> _Directive_:
Set all the material down again unchanged, without the pictures.

-- START Supplied material --

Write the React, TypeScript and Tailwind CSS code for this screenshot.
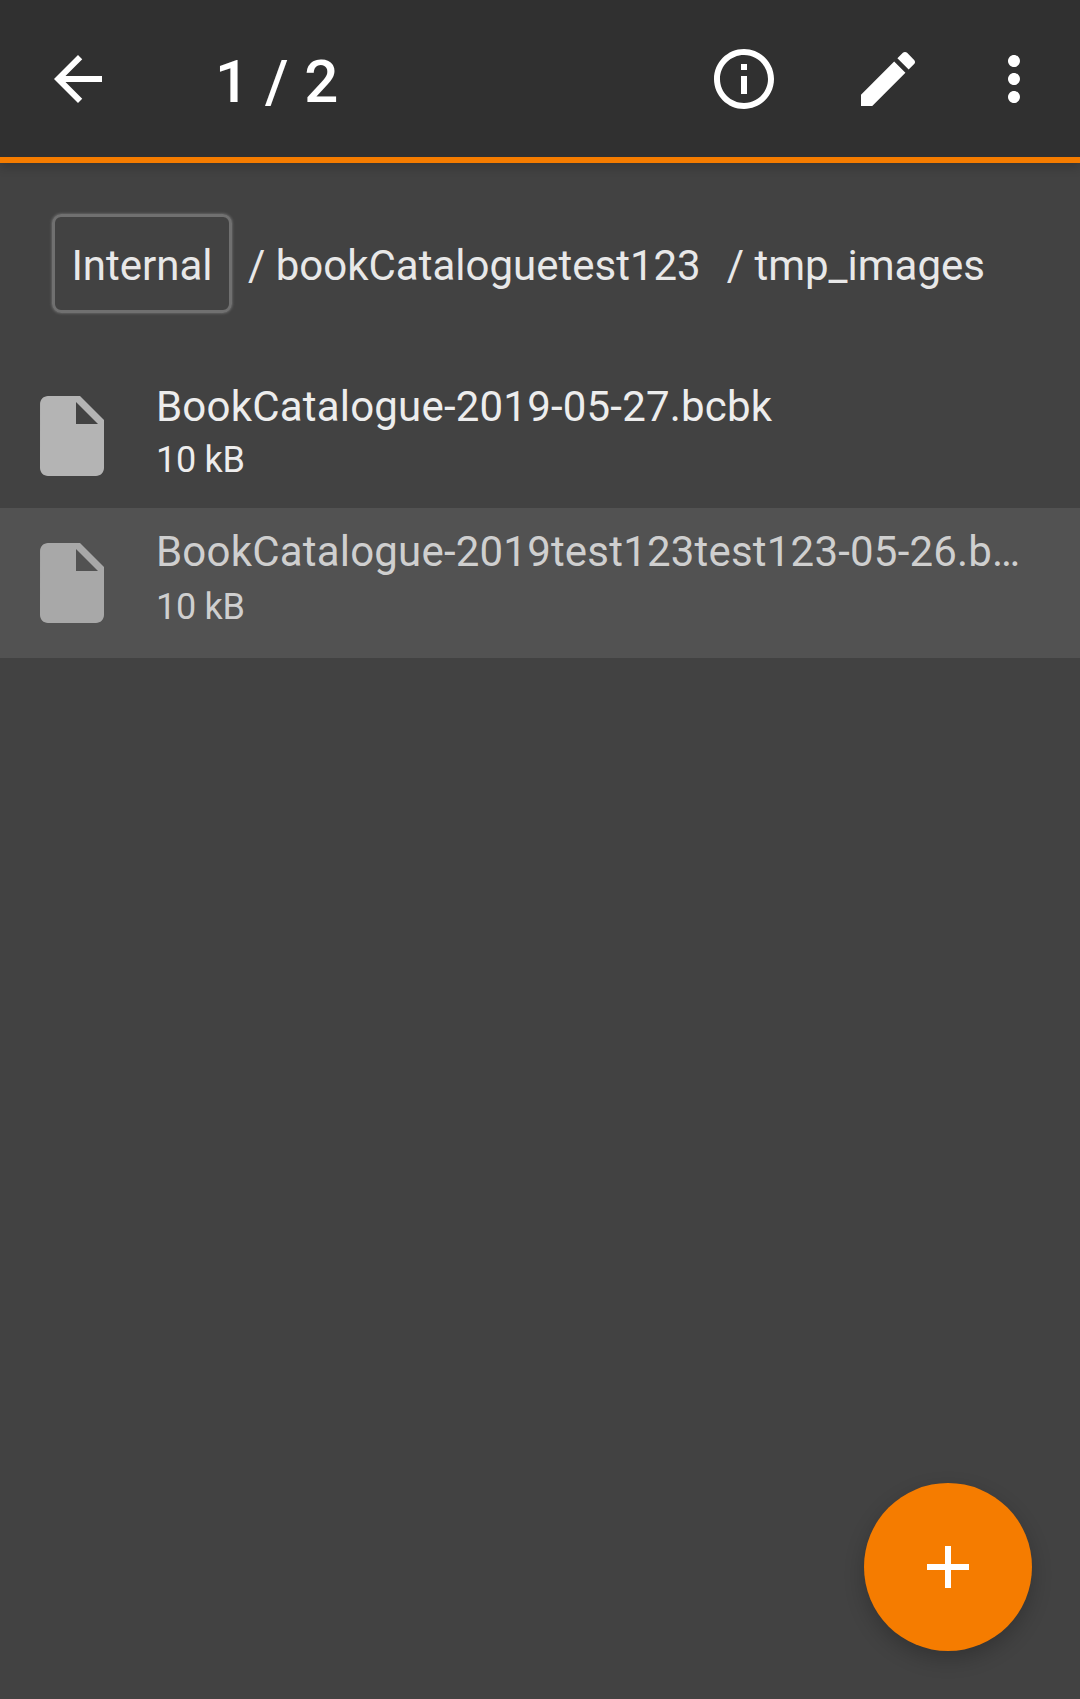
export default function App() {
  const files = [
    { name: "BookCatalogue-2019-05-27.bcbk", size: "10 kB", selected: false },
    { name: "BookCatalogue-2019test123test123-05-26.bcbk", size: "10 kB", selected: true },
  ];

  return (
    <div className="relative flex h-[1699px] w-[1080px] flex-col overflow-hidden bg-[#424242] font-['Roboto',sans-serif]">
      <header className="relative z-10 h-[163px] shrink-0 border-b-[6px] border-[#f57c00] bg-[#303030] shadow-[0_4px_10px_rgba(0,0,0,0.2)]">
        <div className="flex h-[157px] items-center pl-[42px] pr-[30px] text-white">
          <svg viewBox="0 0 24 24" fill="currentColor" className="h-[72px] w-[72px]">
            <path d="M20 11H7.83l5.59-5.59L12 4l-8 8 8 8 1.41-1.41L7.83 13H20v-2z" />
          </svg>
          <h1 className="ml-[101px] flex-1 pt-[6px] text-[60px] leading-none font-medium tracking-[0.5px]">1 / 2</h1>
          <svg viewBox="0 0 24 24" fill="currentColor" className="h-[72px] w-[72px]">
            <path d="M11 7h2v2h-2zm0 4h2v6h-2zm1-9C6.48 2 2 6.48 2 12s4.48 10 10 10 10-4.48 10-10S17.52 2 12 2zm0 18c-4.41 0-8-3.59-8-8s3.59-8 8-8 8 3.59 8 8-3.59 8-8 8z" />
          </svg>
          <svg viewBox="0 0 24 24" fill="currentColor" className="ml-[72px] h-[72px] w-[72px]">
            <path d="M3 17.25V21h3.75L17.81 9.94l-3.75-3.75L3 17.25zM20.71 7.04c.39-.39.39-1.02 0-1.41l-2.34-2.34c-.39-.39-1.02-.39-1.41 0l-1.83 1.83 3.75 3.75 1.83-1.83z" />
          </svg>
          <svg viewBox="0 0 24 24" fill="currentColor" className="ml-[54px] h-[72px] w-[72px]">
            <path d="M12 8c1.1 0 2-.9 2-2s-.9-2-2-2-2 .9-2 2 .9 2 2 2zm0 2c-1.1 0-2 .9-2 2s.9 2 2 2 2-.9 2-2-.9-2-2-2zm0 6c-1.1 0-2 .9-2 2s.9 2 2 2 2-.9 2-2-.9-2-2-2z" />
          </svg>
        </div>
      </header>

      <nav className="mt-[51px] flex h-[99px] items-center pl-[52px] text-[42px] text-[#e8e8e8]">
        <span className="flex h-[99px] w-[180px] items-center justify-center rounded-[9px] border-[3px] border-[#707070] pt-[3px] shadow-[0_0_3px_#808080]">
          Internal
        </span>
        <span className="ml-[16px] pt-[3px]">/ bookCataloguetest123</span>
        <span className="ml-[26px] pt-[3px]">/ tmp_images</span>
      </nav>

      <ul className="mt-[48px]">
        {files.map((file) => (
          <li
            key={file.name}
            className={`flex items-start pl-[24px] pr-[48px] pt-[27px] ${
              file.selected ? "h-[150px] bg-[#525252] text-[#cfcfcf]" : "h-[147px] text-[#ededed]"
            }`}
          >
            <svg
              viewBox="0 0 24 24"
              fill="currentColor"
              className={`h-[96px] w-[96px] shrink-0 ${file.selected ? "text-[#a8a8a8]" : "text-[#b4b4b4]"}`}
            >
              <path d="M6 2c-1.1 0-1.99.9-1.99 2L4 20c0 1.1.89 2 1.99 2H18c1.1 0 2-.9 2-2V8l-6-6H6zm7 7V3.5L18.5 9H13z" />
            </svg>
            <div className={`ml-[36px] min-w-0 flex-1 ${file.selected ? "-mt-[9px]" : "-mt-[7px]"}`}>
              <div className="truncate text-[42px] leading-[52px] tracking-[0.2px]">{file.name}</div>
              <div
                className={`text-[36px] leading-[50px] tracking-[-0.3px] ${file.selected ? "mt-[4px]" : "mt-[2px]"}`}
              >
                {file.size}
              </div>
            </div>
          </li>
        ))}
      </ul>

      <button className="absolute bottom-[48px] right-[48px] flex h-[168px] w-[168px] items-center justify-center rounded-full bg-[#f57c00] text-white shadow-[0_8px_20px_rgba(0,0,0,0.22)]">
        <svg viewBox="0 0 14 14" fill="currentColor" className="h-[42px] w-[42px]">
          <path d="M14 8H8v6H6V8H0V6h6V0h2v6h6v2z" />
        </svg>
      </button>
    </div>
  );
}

-- END Supplied material --

> _Worked solution_:
Write the React, TypeScript and Tailwind CSS code for this screenshot.
export default function App() {
  const files = [
    { name: "BookCatalogue-2019-05-27.bcbk", size: "10 kB", selected: false },
    { name: "BookCatalogue-2019test123test123-05-26.bcbk", size: "10 kB", selected: true },
  ];

  return (
    <div className="relative flex h-[1699px] w-[1080px] flex-col overflow-hidden bg-[#424242] font-['Roboto',sans-serif]">
      <header className="relative z-10 h-[163px] shrink-0 border-b-[6px] border-[#f57c00] bg-[#303030] shadow-[0_4px_10px_rgba(0,0,0,0.2)]">
        <div className="flex h-[157px] items-center pl-[42px] pr-[30px] text-white">
          <svg viewBox="0 0 24 24" fill="currentColor" className="h-[72px] w-[72px]">
            <path d="M20 11H7.83l5.59-5.59L12 4l-8 8 8 8 1.41-1.41L7.83 13H20v-2z" />
          </svg>
          <h1 className="ml-[101px] flex-1 pt-[6px] text-[60px] leading-none font-medium tracking-[0.5px]">1 / 2</h1>
          <svg viewBox="0 0 24 24" fill="currentColor" className="h-[72px] w-[72px]">
            <path d="M11 7h2v2h-2zm0 4h2v6h-2zm1-9C6.48 2 2 6.48 2 12s4.48 10 10 10 10-4.48 10-10S17.52 2 12 2zm0 18c-4.41 0-8-3.59-8-8s3.59-8 8-8 8 3.59 8 8-3.59 8-8 8z" />
          </svg>
          <svg viewBox="0 0 24 24" fill="currentColor" className="ml-[72px] h-[72px] w-[72px]">
            <path d="M3 17.25V21h3.75L17.81 9.94l-3.75-3.75L3 17.25zM20.71 7.04c.39-.39.39-1.02 0-1.41l-2.34-2.34c-.39-.39-1.02-.39-1.41 0l-1.83 1.83 3.75 3.75 1.83-1.83z" />
          </svg>
          <svg viewBox="0 0 24 24" fill="currentColor" className="ml-[54px] h-[72px] w-[72px]">
            <path d="M12 8c1.1 0 2-.9 2-2s-.9-2-2-2-2 .9-2 2 .9 2 2 2zm0 2c-1.1 0-2 .9-2 2s.9 2 2 2 2-.9 2-2-.9-2-2-2zm0 6c-1.1 0-2 .9-2 2s.9 2 2 2 2-.9 2-2-.9-2-2-2z" />
          </svg>
        </div>
      </header>

      <nav className="mt-[51px] flex h-[99px] items-center pl-[52px] text-[42px] text-[#e8e8e8]">
        <span className="flex h-[99px] w-[180px] items-center justify-center rounded-[9px] border-[3px] border-[#707070] pt-[3px] shadow-[0_0_3px_#808080]">
          Internal
        </span>
        <span className="ml-[16px] pt-[3px]">/ bookCataloguetest123</span>
        <span className="ml-[26px] pt-[3px]">/ tmp_images</span>
      </nav>

      <ul className="mt-[48px]">
        {files.map((file) => (
          <li
            key={file.name}
            className={`flex items-start pl-[24px] pr-[48px] pt-[27px] ${
              file.selected ? "h-[150px] bg-[#525252] text-[#cfcfcf]" : "h-[147px] text-[#ededed]"
            }`}
          >
            <svg
              viewBox="0 0 24 24"
              fill="currentColor"
              className={`h-[96px] w-[96px] shrink-0 ${file.selected ? "text-[#a8a8a8]" : "text-[#b4b4b4]"}`}
            >
              <path d="M6 2c-1.1 0-1.99.9-1.99 2L4 20c0 1.1.89 2 1.99 2H18c1.1 0 2-.9 2-2V8l-6-6H6zm7 7V3.5L18.5 9H13z" />
            </svg>
            <div className={`ml-[36px] min-w-0 flex-1 ${file.selected ? "-mt-[9px]" : "-mt-[7px]"}`}>
              <div className="truncate text-[42px] leading-[52px] tracking-[0.2px]">{file.name}</div>
              <div
                className={`text-[36px] leading-[50px] tracking-[-0.3px] ${file.selected ? "mt-[4px]" : "mt-[2px]"}`}
              >
                {file.size}
              </div>
            </div>
          </li>
        ))}
      </ul>

      <button className="absolute bottom-[48px] right-[48px] flex h-[168px] w-[168px] items-center justify-center rounded-full bg-[#f57c00] text-white shadow-[0_8px_20px_rgba(0,0,0,0.22)]">
        <svg viewBox="0 0 14 14" fill="currentColor" className="h-[42px] w-[42px]">
          <path d="M14 8H8v6H6V8H0V6h6V0h2v6h6v2z" />
        </svg>
      </button>
    </div>
  );
}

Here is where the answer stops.